Rasanter Wandel

Höchster Kreisblatt - 26.02.2015 


Main-Taunus. 

„Mama, wo bist Du?“ Bei 30,6 Prozent aller unter Zweijährigen im Main-Taunus-Kreis hieß die Antwort zuletzt: „Nicht da“, oder „auf Arbeit“, wenn die Frage während der Betreuungszeiten von Kinderkrippen und durch Tageseltern gestellt wurde. Was dieser Wert besagt? Unter anderem, dass sich junge Mütter und Väter zunehmend weniger Zeit fürs Kind nehmen (können). 2007 hatte die Zahl der unter Zweijährigen, die tagsüber nicht bei der Mutter waren, erst bei 13,4 Prozent gelegen.


Politisch gewollt

Politisch ist die Entwicklung gewollt und deswegen ein Erfolg: Seit dem 1. August 2013 gilt der Rechtsanspruch auf einen Betreuungsplatz für alle Kinder ab dem vollendeten ersten Lebensjahr.

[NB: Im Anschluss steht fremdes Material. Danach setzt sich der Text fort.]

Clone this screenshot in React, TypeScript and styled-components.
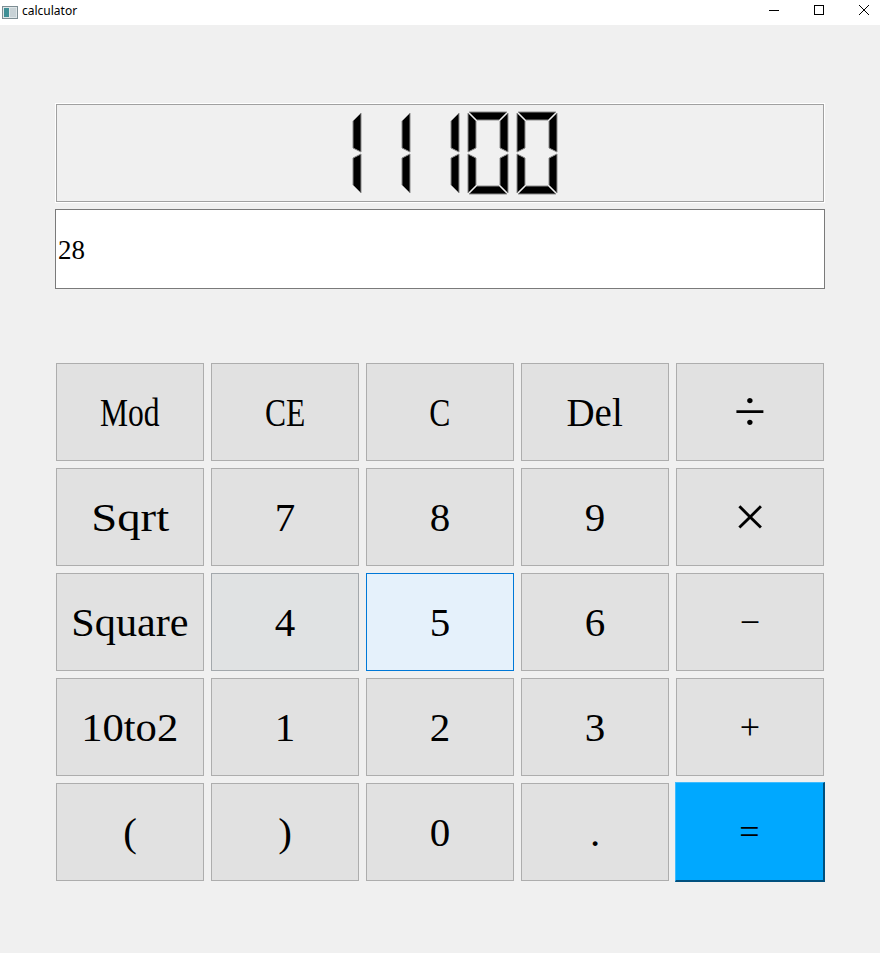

Grob gesprochen sind also 50 Prozent plus x das Ziel der Damen und Herren Politiker, denn bei den Werten, die der aktuelle Regional-Atlas Bildung der Statistischen Ämter liefert, sind ja zwei Jahrgänge (0 bis 1 und 1 bis 2) zusammengefasst, die Ein- bis Zweijährigen stellen also so etwa die Hälfte. So gesehen ist bei 30,6 Prozent noch Luft nach oben.

Faktisch ist es so, dass heutzutage im Main-Taunus-Kreis rund 2,3-mal mehr Kinder in der Krippe oder bei Tageseltern zuweilen noch in Windeln gewickelt, aber auf alle Fälle aufs Leben vorbereitet werden, als 2007. Dabei betreuen Tagesmütter beziehungsweise -eltern rund 7,2 Prozent der Kinder, Tageseinrichtungen rund 23,4 Prozent. Der Betreuungswert in Tageseinrichtungen liegt im Main-Taunus-Kreis damit unter dem Bundesdurchschnitt von 25,1 Prozent. Bei den Tageseltern sind es 7,2 Prozent mehr als der Bundeswert von 4,7 Prozent.

Weniger Zeit fürs Kind heißt natürlich mehr Zeit für den Beruf: In der ehemaligen DDR war Mutti in der Produktion unverzichtbar. Das wirkt bis heute nach: Die Spitzenreiter in der Kinderbetreuung liegen in den neuen Bundesländern. Den absoluten Spitzenwert der betreuten Kinder liefert der Kreis Jerichower Land mit 64,1 Prozent der Neugeborenen bis zu den Zweijährigen. Den niedrigsten Bedarf an Tageseinrichtungen hat der Kreis Berchtesgadener Land in Bayern mit 11,4 Prozent Kindern unter zwei Jahren in Krippen und bei Tageseltern. Die Betreuungsquote im Main-Taunus-Kreis brächte in diesem Vergleich Platz 133 unter 405 ausgewerteten Städten und Kreisen, wenn eine möglichst hohe Quote Platz 1 bedeutet.


Bayern ist anders

In Bayern, wo das Betreuungsgeld als Gegenpol zur Kinderkrippe erfunden wurde, sehen sie’s natürlich anders, da soll die Antwort auf „Mama, wo bist Du?“ möglichst immer „hier mein Kind“ und nicht „Mama kommt bald“ heißen. Vorausgesetzt, das Kind kann schon fragen.